Sophie flees, with Vincent in pursuit, bringing violent death to those around her. Finally, she finds herself back in the woods, alone, all of her friends dead and gone, her nightmare finally coming true. And at that moment, everything she has been repressing erupts to the surface. She sees the real beast, the one who has haunted her and hunted her since childhood: the father who abused her. She understands what she has held buried in her subconscious for so long., and she lashes out, fights back for the first time in her life, annihilating Vincent; utterly feral herself in that moment, as she howls out in rage and pain the terrible truth she must suddenly confront: "I'm not a virgin, I'M NOT A VIRGIN!" It's a devastating moment. Confrontational, certainly, deeply upsetting, yes, but by no means crass or exploitative, because it is grounded so carefully in emotional reality. There is no such thing as closure. The truth is often painful, and catharsis is always violent. It may lead to release, to a cure for one's ills, or it may prove utterly destructive. As the film abandons a bloodied and battered Sophie to her fate, traumatised both by what has happened to her, and what she has discovered about herself as a result, we are left with little hope that she faces a happy future. She has finally confronted the truth about her life. Now she must live with it.
A Boy Called Dad (2009)
British social realism with an elliptical and poetic European sensibility
British TV drama, shaped by the demands of the half-hour soap opera, is simultaneously tawdry and melodramatic. It is a place in which underdeveloped, stereotypical characters stumble their way through repetitive, overcooked story lines, and indulge on an almost weekly basis in overacted, breast-beating histrionics. This is drama boiled right down to a series of clashes and confrontations, a chain of Big Dramatic Scenes, with no space between them. There is never any sense of the day-to-day, normal lives of characters, the moments when they are not caught up in the middle of some major event, trauma, or emotional upheaval.
A BOY CALLED DAD takes a similarly heightened approach to narrative, but the effect is worlds away from the cheap sensationalism of early evening soap opera. True, considered in isolation, the film's plot various plot elements might seem as melodramatic as those of any issue-led soap: a fourteen-year-old boy, Robbie, impregnates a class-mate, who rejects him in favour of a petty hoodlum, who ill-treats the child: by an improbably coincidence, the boy is reunited with his own estranged father, an affable but unreliable wastrel, who eventually lets him down; a confrontation with the hoodlum boyfriend of his classmate results in the boy shooting the hoodlum and absconding with the baby; on the run, he finds himself in Wales, where he befriends a young woman who has been traumatised by childhood sexual abuse. The film might thus seem like a chain of improbable incidents and actions which exist solely to set up the scenario through which certain issues may be explored.

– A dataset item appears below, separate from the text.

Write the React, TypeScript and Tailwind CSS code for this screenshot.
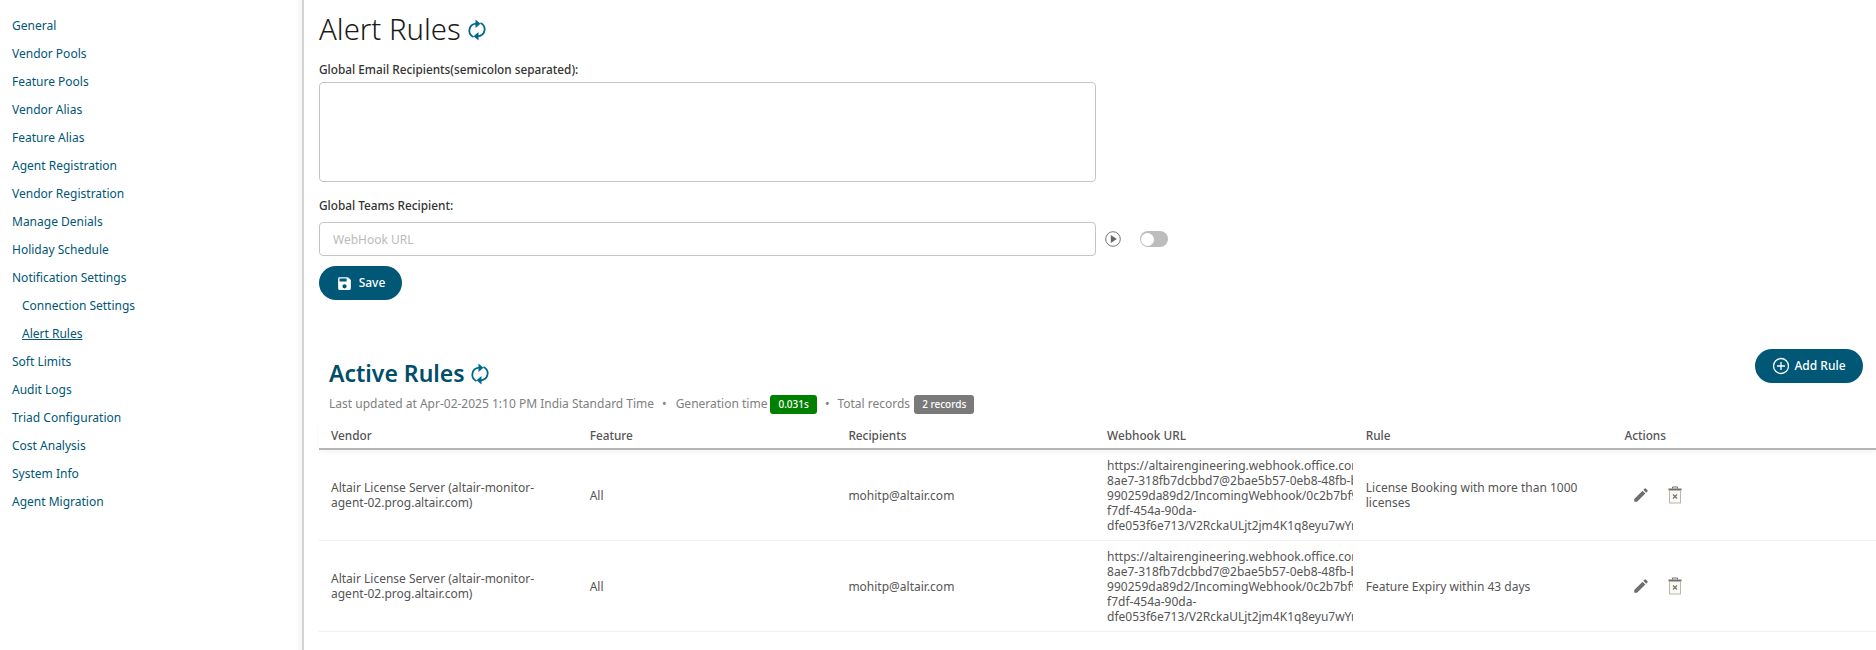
import React from "react";

const NAV: [string, number?][] = [
  ["General"], ["Vendor Pools"], ["Feature Pools"], ["Vendor Alias"], ["Feature Alias"],
  ["Agent Registration"], ["Vendor Registration"], ["Manage Denials"], ["Holiday Schedule"],
  ["Notification Settings"], ["Connection Settings", 1], ["Alert Rules", 2], ["Soft Limits"],
  ["Audit Logs"], ["Triad Configuration"], ["Cost Analysis"], ["System Info"], ["Agent Migration"],
];

const URL_LINES = [
  "https://altairengineering.webhook.office.com/webhookb2/a1c1f1d2-",
  "8ae7-318fb7dcbbd7@2bae5b57-0eb8-48fb-b1e3-",
  "990259da89d2/IncomingWebhook/0c2b7bf9a7a14f0e/",
  "f7df-454a-90da-",
  "dfe053f6e713/V2RckaULjt2jm4K1q8eyu7wYrTnQ",
];

function Sync() {
  return (
    <svg width="18" height="22" viewBox="0 0 18 22" fill="none" stroke="#00688b" strokeWidth="1.800">
      <path d="M5.500 18C2.500 16.500 1 13.800 1.400 10.800 1.900 7.500 4.500 5 8 4.700" />
      <path d="M12.500 4C15.500 5.500 17 8.200 16.600 11.200 16.100 14.500 13.500 17 10 17.300" />
      <path d="M7.500 0.500l5 4.200-5 4.200z" fill="#00688b" stroke="none" />
      <path d="M10.500 21.500l-5-4.200 5-4.200z" fill="#00688b" stroke="none" />
    </svg>
  );
}

function Pencil() {
  return (
    <svg width="18" height="18" viewBox="0 0 24 24" fill="#6e6e6e">
      <path d="M3 17.250V21h3.750L17.810 9.940l-3.750-3.750L3 17.250zM20.710 7.040a1 1 0 0 0 0-1.410l-2.340-2.340a1 1 0 0 0-1.410 0l-1.830 1.830 3.750 3.750 1.830-1.830z" />
    </svg>
  );
}

function Trash() {
  return (
    <svg width="14" height="18" viewBox="0 0 14 18" fill="none">
      <path d="M4.500 2.500V1h5v1.500" stroke="#6e6e6e" strokeWidth="1" />
      <path d="M0.500 3.500h13" stroke="#6e6e6e" strokeWidth="2" />
      <rect x="1.500" y="4.500" width="11" height="12.500" fill="#faf8f2" stroke="#bdb7a8" strokeWidth="1" />
      <path d="M5 8.500l4 4M9 8.500l-4 4" stroke="#6e6e6e" strokeWidth="1.100" />
    </svg>
  );
}

function Row({ rule }: { rule: React.ReactNode }) {
  return (
    <div className="grid grid-cols-[repeat(5,258.700px)_1fr] items-center h-[91px] border-b border-[#f0f0f0] text-[12px] leading-[15px] text-[#555]">
      <div className="pl-[12px] pr-3">Altair License Server (altair-monitor-agent-02.prog.altair.com)</div>
      <div className="pl-[12px]">All</div>
      <div className="pl-[12px]">mohitp@altair.com</div>
      <div className="pl-[12px]">
        <div className="w-[246px] overflow-hidden">
          {URL_LINES.map((l) => (
            <div key={l} className="whitespace-nowrap">{l}</div>
          ))}
        </div>
      </div>
      <div className="pl-[12px] pr-8">{rule}</div>
      <div className="flex items-center gap-[18px] pl-[20px]">
        <Pencil />
        <Trash />
      </div>
    </div>
  );
}

export default function App() {
  return (
    <div className="flex h-[650px] overflow-hidden bg-white font-['Noto_Sans',sans-serif]">
      <nav className="w-[298px] shrink-0 pt-[12px] text-[12px] text-[#005776]">
        {NAV.map(([label, lvl]) => (
          <div key={label} className={`h-[28px] flex items-center ${lvl ? "pl-[22px]" : "pl-[12px]"}`}>
            <span className={lvl === 2 ? "underline" : ""}>{label}</span>
          </div>
        ))}
      </nav>
      <div className="w-[6px] shrink-0 bg-[#f7f7f7] border-r-2 border-[#d4d4d4]" />
      <main className="flex-1 min-w-0 pl-[15px]">
        <div className="flex items-center gap-[7px] h-[60px]">
          <h1 className="text-[29.300px] font-light text-[#1a1a1a] leading-none">Alert Rules</h1>
          <Sync />
        </div>
        <label className="block text-[11.800px] font-medium text-[#333] leading-[18px]">Global Email Recipients(semicolon separated):</label>
        <textarea className="block mt-[4px] w-[777px] h-[100px] border border-[#c4c4c4] rounded-[4px] resize-none" />
        <label className="block mt-[14px] text-[11.800px] font-medium text-[#333] leading-[18px]">Global Teams Recipient:</label>
        <div className="flex items-center mt-[8px]">
          <input placeholder="WebHook URL" className="w-[777px] h-[34px] border border-[#c4c4c4] rounded-[4px] px-[13px] text-[12px] placeholder:text-[#bbb]" />
          <svg className="ml-[9px]" width="16" height="16" viewBox="0 0 16 16" fill="none">
            <circle cx="8" cy="8" r="7.300" stroke="#777" strokeWidth="1" />
            <path d="M5.800 4v8l6-4z" fill="#666" />
          </svg>
          <div className="ml-[19px] w-[28px] h-[16px] rounded-full bg-[#bdbdbd] flex items-center pl-[1px]">
            <div className="w-[13px] h-[13px] rounded-full bg-white" />
          </div>
        </div>
        <button className="mt-[10px] w-[83px] h-[34px] rounded-full bg-[#005776] text-white text-[12px] font-medium flex items-center justify-center gap-[6px]">
          <svg width="17" height="17" viewBox="0 0 24 24" fill="#fff">
            <path d="M17 3H5a2 2 0 0 0-2 2v14a2 2 0 0 0 2 2h14a2 2 0 0 0 2-2V7l-4-4zm-5 16a3 3 0 1 1 0-6 3 3 0 0 1 0 6zm3-10H5V5h10v4z" />
          </svg>
          Save
        </button>
        <div className="flex items-start justify-between mt-[51px] h-[45px]">
          <div className="flex items-center gap-[6px] pl-[10px] h-[45px]">
            <h2 className="text-[23px] font-semibold text-[#004e6a] leading-none">Active Rules</h2>
            <Sync />
          </div>
          <button className="mr-[13px] w-[108px] h-[34px] rounded-full bg-[#005776] text-white text-[12px] font-medium flex items-center justify-center gap-[4px] mt-[-2px]">
            <svg width="18" height="18" viewBox="0 0 18 18" fill="none" stroke="#fff" strokeWidth="1.300">
              <circle cx="9" cy="9" r="7.500" />
              <path d="M9 5v8M5 9h8" />
            </svg>
            Add Rule
          </button>
        </div>
        <div className="flex items-center pl-[10px] h-[20px] text-[12px] text-[#808080] -mt-[2px]">
          <span>Last updated at Apr-02-2025 1:10 PM India Standard Time</span>
          <span className="ml-[8px] mr-[9px]">•</span>
          <span>Generation time</span>
          <span className="ml-[3px] h-[19px] px-[8px] rounded-[3px] bg-[#008000] text-white text-[10px] font-medium flex items-center">0.031s</span>
          <span className="mx-[8px]">•</span>
          <span>Total records</span>
          <span className="ml-[4px] h-[19px] px-[8px] rounded-[3px] bg-[#7a7a7a] text-white text-[10px] font-medium flex items-center">2 records</span>
        </div>
        <div className="grid grid-cols-[repeat(5,258.700px)_1fr] items-center h-[29px] pt-[3px] mt-[7px] border-b-2 border-[#b5b5b5] text-[11.800px] font-medium text-[#555] shadow-[0_3px_5px_rgba(0,0,0,0.04)]">
          {["Vendor", "Feature", "Recipients", "Webhook URL", "Rule", "Actions"].map((h) => (
            <div key={h} className="pl-[12px]">{h}</div>
          ))}
        </div>
        <Row rule="License Booking with more than 1000 licenses" />
        <Row rule="Feature Expiry within 43 days" />
      </main>
    </div>
  );
}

But to offer such a bare synopsis is to ignore director Brian Percival's approach to such generic-seeming material. Opting for a lyrical, elliptical style, influenced as much by European filmmakers such as Bresson or the Dardenne Brothers, as by the usual suspects of British Social realism, Percival minimises melodrama in favour of something rather more meditative. This is a lean, spare film, which focuses on location as much as it does on character; offsetting tense, twitchy hand-held close-ups of the characters' faces with smooth, tracking long shots as they move through the film's varying urban and rural landscapes. The effect is both to anchor the drama in a wider world, and also to provide sufficient space and quiet time to offset the story's noisier dramatic flourishes, which are themselves often consciously underplayed. The film often presents its key moments of confrontation and revelation partially off screen, or in silence, focusing on face and body language rather than resorting to the habitual expository, explanatory dialogue and mannered shouting of British TV drama. Performances are low-key and naturalistic, and Kyle Ward is remarkable, both in his scenes with the always excellent Ian Hart, and also in those with the baby, which convey all of the anxieties and joys of fatherhood.
Sure, there are flaws, where the British inclination for melodrama and soap operatics threaten to take hold. The moment in which the hoodlum boyfriend, little more than a cockney accented cipher from a Danny Dyer flick, produces a gun to see off the 13 year old protagonist is faintly absurd. A knife would have been sufficient and more plausible in the circumstances. The entire mid section, in which the protagonist finds himself on a farm in Wales and befriends a lonely, troubled young woman could easily be viewed as a digression; a misjudged homage to WHISTLE DOWN THE WIND, which also finds time to deal with that currently most over-used of dramatic clichés, child abuse. But it could equally be argued that the whole film is actually about the iniquities of parents upon their children; the damage wrought by cruelty, neglect, or denial. Here it is not the girl's father who is the abuser but her father's brother - and the estrangement that exists between father and daughter is due to the fact that neither has been able to deal with the fact. This is ultimately a film which shows parents and children trying to cope with the consequences of their actions, to face up to truths they have tried to bury, and to rebuild their relationships. Narratively, the sequence might seem digressive, but thematically it is right on target, and it moves the protagonist forward on his journey to responsibility. The final emotional confrontation between father and son has its origins in the shouty moments of confrontation and closure that characterise soap opera, but the scene must be offset against the understated way in which we discover the cruel irony that Robbie's memory of the last good holiday he had with his parents is actually the moment his parents split up. And the final confrontation itself unleashes not a tirade of recrimination from Robbie against his all-too-fallible father, merely the weary exhortation to "do something".
All in all, this is a visually striking and emotionally powerful little film, filled with wry humour, pathos, and genuine tenderness. Its faults may be attributed perhaps to growing pains, as it attempts to shift British cinema away from the soap operatic take on social realism that characterises most attempts at "serious" film drama in the UK, and reaches towards something quieter, more contemplative, less prescriptive in the impressions it wishes to create in the audience. A bold move in the right direction.